• **Written task**
Count lines with "index" in them. Report only the total.

=== Supplied material ===

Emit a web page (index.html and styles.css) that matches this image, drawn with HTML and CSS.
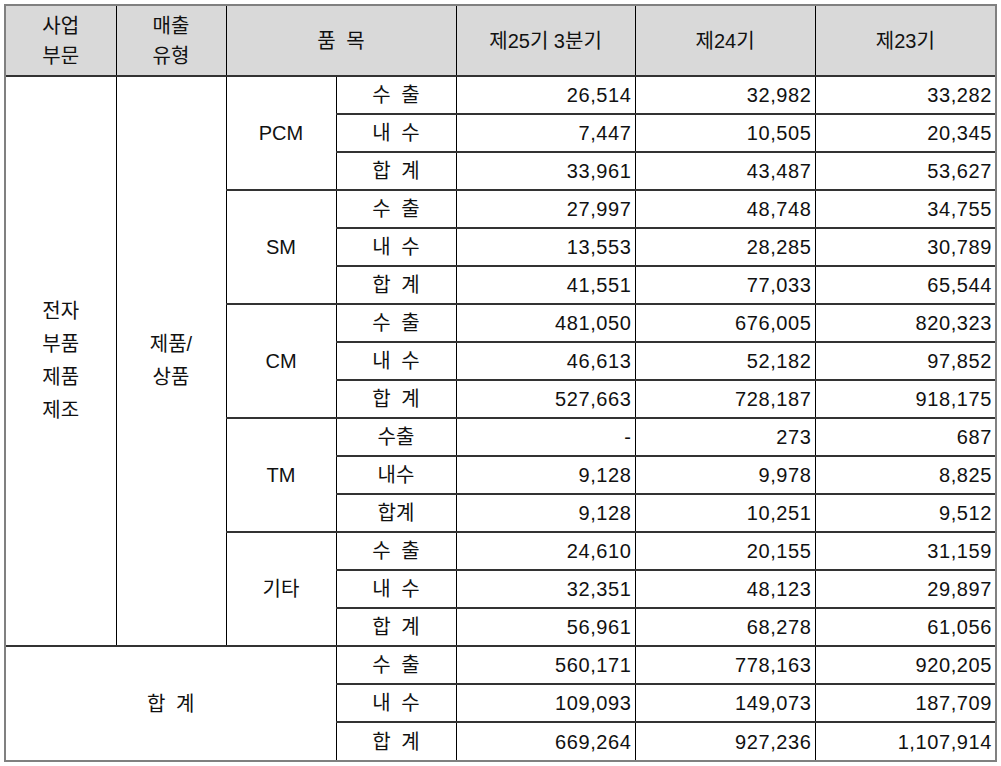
FILE: index.html
```html
<!DOCTYPE html>
<html lang="ko">
<head>
<meta charset="utf-8">
<link rel="stylesheet" href="styles.css">
</head>
<body>
<div class="frame">
<table class="sales">
<colgroup>
<col class="c1"><col class="c2"><col class="c3"><col class="c4"><col class="c5"><col class="c6"><col class="c7">
</colgroup>
<thead>
<tr class="head">
<th class="first">사업<br>부문</th>
<th>매출<br>유형</th>
<th colspan="2" class="sp">품 목</th>
<th>제25기 3분기</th>
<th>제24기</th>
<th>제23기</th>
</tr>
</thead>
<tbody>
<tr><td rowspan="15" class="first tall">전자<br>부품<br>제품<br>제조</td><td rowspan="15" class="tall">제품/<br>상품</td><td rowspan="3">PCM</td><td class="k">수 출</td><td class="n">26,514</td><td class="n">32,982</td><td class="n">33,282</td></tr>
<tr><td class="k">내 수</td><td class="n">7,447</td><td class="n">10,505</td><td class="n">20,345</td></tr>
<tr><td class="k">합 계</td><td class="n">33,961</td><td class="n">43,487</td><td class="n">53,627</td></tr>
<tr><td rowspan="3">SM</td><td class="k">수 출</td><td class="n">27,997</td><td class="n">48,748</td><td class="n">34,755</td></tr>
<tr><td class="k">내 수</td><td class="n">13,553</td><td class="n">28,285</td><td class="n">30,789</td></tr>
<tr><td class="k">합 계</td><td class="n">41,551</td><td class="n">77,033</td><td class="n">65,544</td></tr>
<tr><td rowspan="3">CM</td><td class="k">수 출</td><td class="n">481,050</td><td class="n">676,005</td><td class="n">820,323</td></tr>
<tr><td class="k">내 수</td><td class="n">46,613</td><td class="n">52,182</td><td class="n">97,852</td></tr>
<tr><td class="k">합 계</td><td class="n">527,663</td><td class="n">728,187</td><td class="n">918,175</td></tr>
<tr><td rowspan="3">TM</td><td class="k">수출</td><td class="n">-</td><td class="n">273</td><td class="n">687</td></tr>
<tr><td class="k">내수</td><td class="n">9,128</td><td class="n">9,978</td><td class="n">8,825</td></tr>
<tr><td class="k">합계</td><td class="n">9,128</td><td class="n">10,251</td><td class="n">9,512</td></tr>
<tr><td rowspan="3">기타</td><td class="k">수 출</td><td class="n">24,610</td><td class="n">20,155</td><td class="n">31,159</td></tr>
<tr><td class="k">내 수</td><td class="n">32,351</td><td class="n">48,123</td><td class="n">29,897</td></tr>
<tr><td class="k">합 계</td><td class="n">56,961</td><td class="n">68,278</td><td class="n">61,056</td></tr>
<tr><td rowspan="3" colspan="3" class="first last sp">합 계</td><td class="k">수 출</td><td class="n">560,171</td><td class="n">778,163</td><td class="n">920,205</td></tr>
<tr><td class="k">내 수</td><td class="n">109,093</td><td class="n">149,073</td><td class="n">187,709</td></tr>
<tr class="end"><td class="k">합 계</td><td class="n">669,264</td><td class="n">927,236</td><td class="n">1,107,914</td></tr>
</tbody>
</table>
</div>
</body>
</html>
```

FILE: styles.css
```css
html, body {
  margin: 0;
  padding: 0;
  background: #ffffff;
}
body {
  padding: 4px 0 0 4px;
  font-family: "Liberation Sans", "Noto Sans CJK KR", sans-serif;
  color: #111111;
}
.frame {
  display: inline-block;
  border: 2px solid #808080;
  line-height: 0;
}
.sales {
  border-collapse: collapse;
  table-layout: fixed;
  width: 989px;
  font-size: 20px;
  line-height: 24px;
}
.c1, .c2, .c3 { width: 110px; }
.c4 { width: 120px; }
.c5 { width: 179px; }
.c6 { width: 180px; }
.c7 { width: 180px; }

.sales th, .sales td {
  padding: 0 4px;
  text-align: center;
  vertical-align: middle;
  border-top: 2px solid #333333;
  border-bottom: 2px solid #333333;
  border-left: 1px solid #000000;
  border-right: 1px solid #000000;
  white-space: nowrap;
  overflow: hidden;
}
.sales th {
  font-weight: normal;
  background: #d9d9d9;
  border-top: none;
  line-height: 30px;
}
.head { height: 70px; }
.sales tbody tr { height: 38px; }
.sales tr > :last-child { border-right: none; }
.sales .first { border-left: none; }
.sales .last, .sales .end td { border-bottom: none; }
.sales .tall { line-height: 33px; }
.sales .k, .sales .sp { word-spacing: 5px; }
.sales .n {
  text-align: right;
  letter-spacing: 0.6px;
  padding-right: 3px;
}
```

===

• **In response**
2